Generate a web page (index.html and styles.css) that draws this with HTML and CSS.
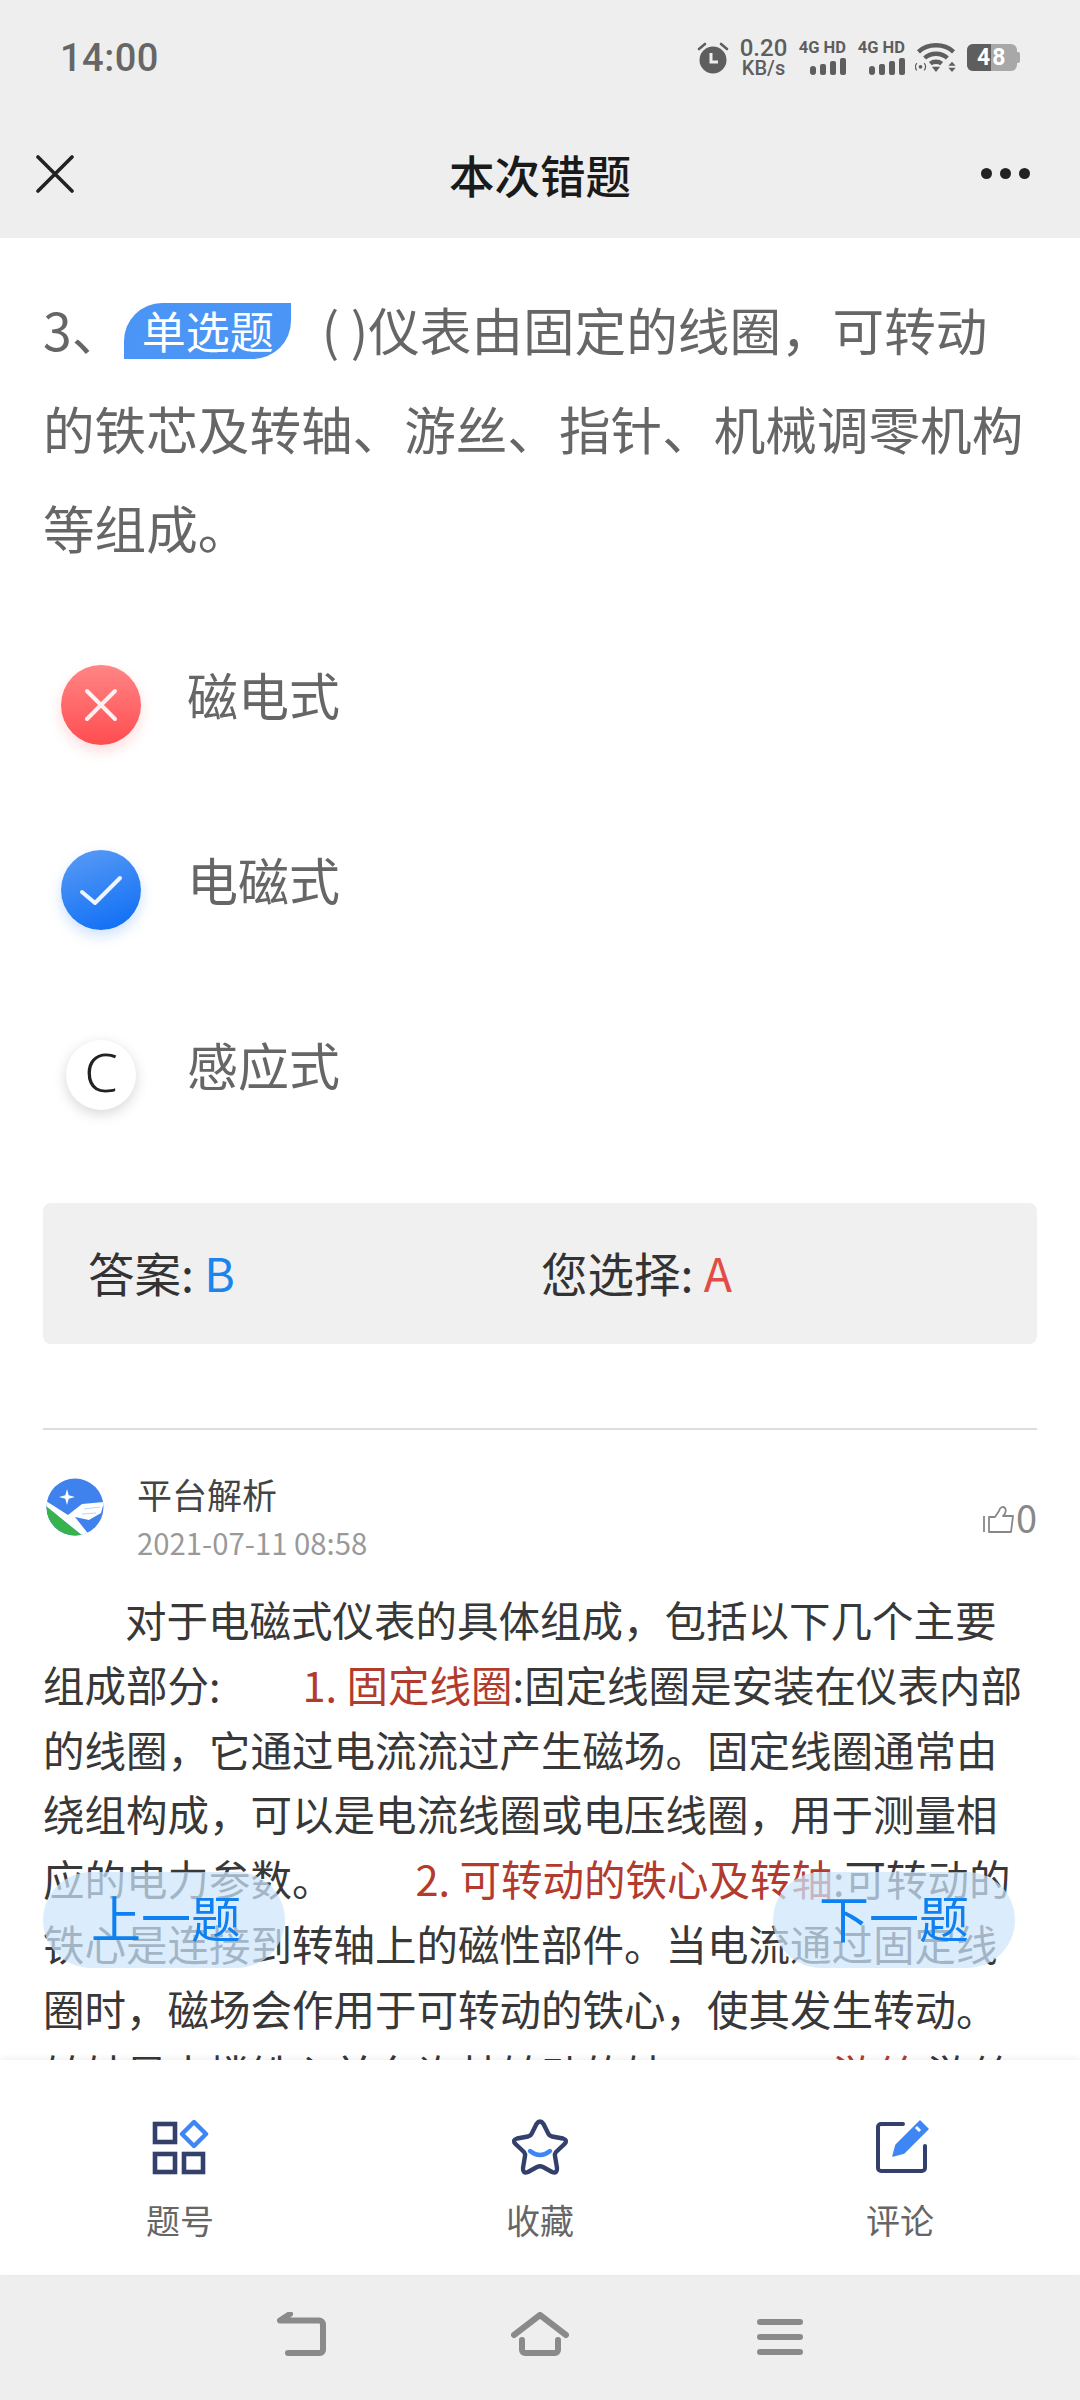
FILE: index.html
```html
<!DOCTYPE html>
<html lang="zh">
<head>
<meta charset="utf-8">
<title>本次错题</title>
<link rel="stylesheet" href="styles.css">
</head>
<body>
<div class="phone">
  <div class="status">
    <span class="time">14:00</span>
    <div class="status-right">
      <svg class="alarm" width="32" height="32" viewBox="0 0 32 32"><path d="M2 7l6-5M30 7l-6-5" stroke="#5e5e5e" stroke-width="2.6" stroke-linecap="round"/><circle cx="16" cy="18" r="13.5" fill="#5e5e5e"/><path d="M14 11v9h7" fill="none" stroke="#eee" stroke-width="3"/></svg>
      <div class="speed"><span>0.20</span><span class="kb">KB/s</span></div>
      <div class="net"><span>4G HD</span><svg width="36" height="17" viewBox="0 0 36 17"><rect x="0" y="8" width="6" height="9" rx="3" fill="#5e5e5e"/><rect x="10" y="6" width="6" height="11" rx="2" fill="#5e5e5e"/><rect x="20" y="3" width="6" height="14" rx="2" fill="#5e5e5e"/><rect x="30" y="0" width="6" height="17" rx="2" fill="#5e5e5e"/></svg></div>
      <div class="net"><span>4G HD</span><svg width="36" height="17" viewBox="0 0 36 17"><rect x="0" y="8" width="6" height="9" rx="3" fill="#5e5e5e"/><rect x="10" y="6" width="6" height="11" rx="2" fill="#5e5e5e"/><rect x="20" y="3" width="6" height="14" rx="2" fill="#5e5e5e"/><rect x="30" y="0" width="6" height="17" rx="2" fill="#5e5e5e"/></svg></div>
      <svg class="wifi" width="42" height="31" viewBox="0 0 40 30"><g fill="none" stroke="#5e5e5e" stroke-width="4.2"><path d="M3 9.5C12 1 28 1 37 9.5"/><path d="M9 15.5C15 10 25 10 31 15.5"/><path d="M14.5 21C17.5 18.5 22.5 18.5 25.5 21"/></g><path d="M16 24h8l-4 5z" fill="#5e5e5e"/><path d="M32 23l3.5-4 3.500 4zM32 25h7l-3.500 4z" fill="#5e5e5e"/><circle cx="5" cy="24" r="1.8" fill="#5e5e5e"/><path d="M1.500 20.500a5 5 0 0 0 0 7M8.500 20.500a5 5 0 0 1 0 7" fill="none" stroke="#5e5e5e" stroke-width="1.2"/></svg>
      <div class="battery"><span class="battery-fill"></span><span class="battery-num">48</span></div>
    </div>
  </div>
  <header class="topbar">
    <svg class="close" width="38" height="38" viewBox="0 0 38 38"><path d="M2 2l34 34M36 2L2 36" stroke="#222" stroke-width="3.6" stroke-linecap="round"/></svg>
    <h1 class="title">本次错题</h1>
    <div class="dots"><i></i><i></i><i></i></div>
  </header>
  <main class="content">
    <p class="question">3、<span class="tag">单选题</span> ( )仪表由固定的线圈，可转动的铁芯及转轴、游丝、指针、机械调零机构等组成。</p>
    <ul class="options">
      <li class="option"><span class="mark wrong"><svg width="36" height="36" viewBox="0 0 36 36"><path d="M4 4l28 28M32 4L4 32" stroke="#fff" stroke-opacity=".9" stroke-width="4" stroke-linecap="round"/></svg></span><span>磁电式</span></li>
      <li class="option"><span class="mark right"><svg width="44" height="34" viewBox="0 0 44 34"><path d="M3 19l13 11L41 5" fill="none" stroke="#fff" stroke-opacity=".92" stroke-width="4" stroke-linecap="round" stroke-linejoin="round"/></svg></span><span>电磁式</span></li>
      <li class="option"><span class="mark plain">C</span><span>感应式</span></li>
    </ul>
    <div class="answer">
      <div class="answer-cell">答案: <b class="blue">B</b></div>
      <div class="answer-cell">您选择: <b class="red">A</b></div>
    </div>
    <hr class="rule">
    <div class="author">
      <svg class="logo" width="58" height="58" viewBox="0 0 58 58"><defs><clipPath id="logo-clip"><circle cx="29" cy="29" r="28.5"/></clipPath></defs><g clip-path="url(#logo-clip)"><rect width="58" height="58" fill="#3f82ee"/><path d="M0 28L37 58H0z" fill="#38b24d"/><path d="M0 23L22 37 36 26 58 24 55 35 43 42 29 39 44 58H37L0 28z" fill="#fff"/><path d="M38 31L54 29M36 36L50 35" stroke="#bcd4f8" stroke-width="1"/></g><path d="M21 11l1.700 6.300L29 19l-6.300 1.700L21 27l-1.700-6.300L13 19l6.300-1.700z" fill="#fff"/></svg>
      <div class="author-text">
        <div class="author-name">平台解析</div>
        <div class="author-date">2021-07-11 08:58</div>
      </div>
      <div class="like">
        <svg width="31" height="28" viewBox="0 0 31 28"><path d="M1 10v16M6 26V11h6l4-6c1-4 4-5 6-3 1.500 2 .5 6-2 8h10l-2 16z" fill="none" stroke="#888" stroke-width="1.8" stroke-linejoin="round"/></svg><span>0</span>
      </div>
    </div>
    <div class="analysis"><span class="gap"></span>对于电磁式仪表的具体组成，包括以下几个主要组成部分:<span class="gap"></span><em>1. 固定线圈</em>:固定线圈是安装在仪表内部的线圈，它通过电流流过产生磁场。固定线圈通常由绕组构成，可以是电流线圈或电压线圈，用于测量相应的电力参数。<span class="gap"></span><em>2. 可转动的铁心及转轴</em>:可转动的铁心是连接到转轴上的磁性部件。当电流通过固定线圈时，磁场会作用于可转动的铁心，使其发生转动。转轴是支撑铁心并允许其转动的轴。<span class="gap"></span><em>3. 游丝</em>:游丝</div>
    <button class="float prev">上一题</button>
    <button class="float next">下一题</button>
  </main>
  <nav class="tabs">
    <div class="tab">
      <svg width="58" height="58" viewBox="0 0 58 58"><g fill="none" stroke="#33406b" stroke-width="4.6"><rect x="4" y="6" width="20" height="18"/><rect x="4" y="36" width="20" height="18"/><rect x="33" y="36" width="19" height="18"/></g><path d="M43 4l12 12-12 12-12-12z" fill="none" stroke="#3f86f5" stroke-width="4.4" stroke-linejoin="round"/></svg>
      <span>题号</span>
    </div>
    <div class="tab">
      <svg width="60" height="58" viewBox="0 0 60 58"><path d="M26.500 6Q30 1 33.500 6L38.500 16Q39.500 18 42 18.500L53 20.500Q58 22 54.500 26L46 34Q44.500 36 45 38L47 50Q47.500 56 42 54L33 49Q30 47.500 27 49L18 54Q12.500 56 13 50L15 38Q15.500 36 14 34L5.500 26Q2 22 7 20.500L18 18.500Q20.500 18 21.500 16Z" fill="none" stroke="#33406b" stroke-width="4.4" stroke-linejoin="round"/><path d="M20 33Q30 41 40 33" fill="none" stroke="#3f86f5" stroke-width="4.4" stroke-linecap="round"/></svg>
      <span>收藏</span>
    </div>
    <div class="tab">
      <svg width="58" height="58" viewBox="0 0 58 58"><path d="M32 6H10a3 3 0 0 0-3 3v41a3 3 0 0 0 3 3h41a3 3 0 0 0 3-3V28" fill="none" stroke="#33406b" stroke-width="4" stroke-linecap="round"/><path d="M22 38L25 27 49 3 57 11 33 35z" fill="#3f86f5" stroke="#3f86f5" stroke-width="1.5" stroke-linejoin="round"/><path d="M45 9l4 4" stroke="#fff" stroke-width="3"/></svg>
      <span>评论</span>
    </div>
  </nav>
  <footer class="sysnav">
    <svg width="50" height="44" viewBox="0 0 50 44"><path d="M13 2L3 8.500h39a4 4 0 0 1 4 4V38a3 3 0 0 1-3 3H11" fill="none" stroke="#8a8a8a" stroke-width="6" stroke-linecap="round" stroke-linejoin="round"/></svg>
    <svg class="home" width="58" height="44" viewBox="0 0 58 44"><path d="M3 23L29 3l26 20" fill="none" stroke="#8a8a8a" stroke-width="6" stroke-linecap="round" stroke-linejoin="round"/><path d="M11 28v10a3 3 0 0 0 3 3h30a3 3 0 0 0 3-3V28" fill="none" stroke="#8a8a8a" stroke-width="6" stroke-linecap="round"/></svg>
    <svg class="menu" width="46" height="36" viewBox="0 0 46 36"><path d="M3 3h40M3 18h40M3 33h40" stroke="#8a8a8a" stroke-width="6" stroke-linecap="round"/></svg>
  </footer>
</div>
</body>
</html>
```
FILE: styles.css
```css
* { box-sizing: border-box; }
html, body { margin: 0; padding: 0; }
body { background: #fff; font-family: "Noto Sans CJK SC", "Noto Sans", sans-serif; }
.phone { width: 1080px; height: 2400px; display: flex; flex-direction: column; overflow: hidden; position: relative; }

.status { height: 115px; flex: none; background: #eeeeee; display: flex; justify-content: space-between; align-items: center; padding: 0 60px 0 60px; }
.time { font: 500 38px/1 Roboto, sans-serif; color: #666; letter-spacing: .5px; }
.status-right { display: flex; align-items: center; gap: 11px; color: #5e5e5e; }
.speed { display: flex; flex-direction: column; align-items: center; width: 47px; font: 500 24px/20px Roboto, sans-serif; }
.speed .kb { font-size: 20px; line-height: 20px; }
.net { display: flex; flex-direction: column; align-items: flex-end; width: 48px; gap: 3px; font: 700 16.5px/14px Roboto, sans-serif; white-space: nowrap; }
.wifi { margin: 0 -1px; }
.battery { width: 50px; height: 27px; margin-right: 3px; border-radius: 6px; background: #a8a8a8; position: relative; }
.battery::after { content: ""; position: absolute; right: -3px; top: 8px; width: 3px; height: 11px; background: #a8a8a8; border-radius: 0 2px 2px 0; }
.battery-fill { position: absolute; left: 0; top: 0; bottom: 0; width: 24px; background: #5e5e5e; border-radius: 6px 0 0 6px; }
.battery-num { position: absolute; left: 10px; top: 2px; font: 700 23px/23px Roboto, sans-serif; letter-spacing: 2px; color: #fff; }

.topbar { height: 123px; flex: none; background: #eeeeee; display: flex; align-items: center; justify-content: space-between; padding: 0 50px 6px 36px; position: relative; }
.title { margin: 0; font-size: 45.5px; font-weight: 500; color: #1a1a1a; position: absolute; left: 0; right: 0; text-align: center; line-height: 60px; }
.dots { display: flex; gap: 8px; }
.dots i { width: 11px; height: 11px; border-radius: 50%; background: #222; }

.content { flex: 1; min-height: 0; padding: 41px 43px 0; position: relative; overflow: hidden; background: #fff; }
.question { margin: 0; font-size: 51.6px; line-height: 99px; color: #666; }
.tag { display: inline-block; vertical-align: 2px; width: 167px; height: 56px; line-height: 54px; text-align: center; font-size: 44px; color: #fff; background: #4a95f5; border-radius: 38px 0 38px 0; margin: 0 19px 0 1px; }

.options { list-style: none; margin: 25px 0 0; padding: 0; }
.option { height: 185px; display: flex; align-items: center; gap: 46px; font-size: 51px; color: #666; padding-left: 18px; }
.mark { width: 80px; height: 80px; border-radius: 50%; flex: none; display: flex; align-items: center; justify-content: center; position: relative; top: 11px; }
.wrong { background: linear-gradient(180deg, #ff8585, #ff4d50); box-shadow: 0 6px 14px rgba(255, 77, 80, .2); }
.right { background: linear-gradient(160deg, #5b9cf6, #0a6cf5); box-shadow: 0 6px 14px rgba(10, 108, 245, .2); }
.plain { width: 70px; height: 70px; margin: 0 5px; padding-bottom: 8px; background: #fff; font: 300 54px/1 "Noto Sans", sans-serif; color: #222; box-shadow: 0 4px 14px rgba(0, 0, 0, .16); }

.answer { margin-top: 47px; height: 141px; padding-bottom: 5px; background: #f0f0f0; border-radius: 8px; display: grid; grid-template-columns: 453px 1fr; align-items: center; padding-left: 45px; font-size: 46.5px; color: #333; }
.answer b { font-weight: 400; }
.blue { color: #1a85ef; }
.red { color: #e14c46; }

.rule { border: 0; height: 2px; background: #ddd; margin: 84px 0 0; }
.author { display: flex; align-items: center; margin-top: 41px; position: relative; }
.logo { margin-left: 3px; flex: none; position: relative; top: -10px; }
.author-text { margin-left: 33px; flex: 1; }
.author-name { font-size: 35px; line-height: 46px; color: #444; }
.author-date { font-size: 29.3px; line-height: 40px; margin-top: 5px; color: #999; }
.like { display: flex; align-items: flex-end; font-size: 38px; line-height: 34px; color: #888; gap: 2px; }

.analysis { margin-top: 25px; font-size: 41.5px; line-height: 64.8px; color: #383838; }
.gap { display: inline-block; width: 82px; }
.analysis em { font-style: normal; color: #b33b2e; }

.float { position: absolute; top: 1634px; width: 242px; height: 96px; border: 0; border-radius: 48px; background: rgba(205, 230, 252, .72); color: #0f80f0; font: 400 50px/88px "Noto Sans CJK SC", sans-serif; padding: 0 0 8px; }
.prev { left: 43px; padding-left: 4px; }
.next { left: 773px; }

.tabs { height: 215px; flex: none; background: #fff; display: grid; grid-template-columns: repeat(3, 1fr); box-shadow: 0 -2px 6px rgba(0, 0, 0, .06); position: relative; }
.tab { display: flex; flex-direction: column; align-items: center; padding-top: 58px; gap: 21px; font-size: 34px; line-height: 46px; color: #666; }
.sysnav { height: 125px; flex: none; background: #eeeeee; display: flex; justify-content: center; align-items: flex-start; gap: 186px; padding-top: 37px; }
.home { position: relative; left: -2px; }
.menu { margin-top: 7px; }
```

■ **STATED GOAL**
Identify and list each line with the word "styles".

■ **COMPLETE ANSWER**
Generate a web page (index.html and styles.css) that draws this with HTML and CSS.
<link rel="stylesheet" href="styles.css">
FILE: styles.css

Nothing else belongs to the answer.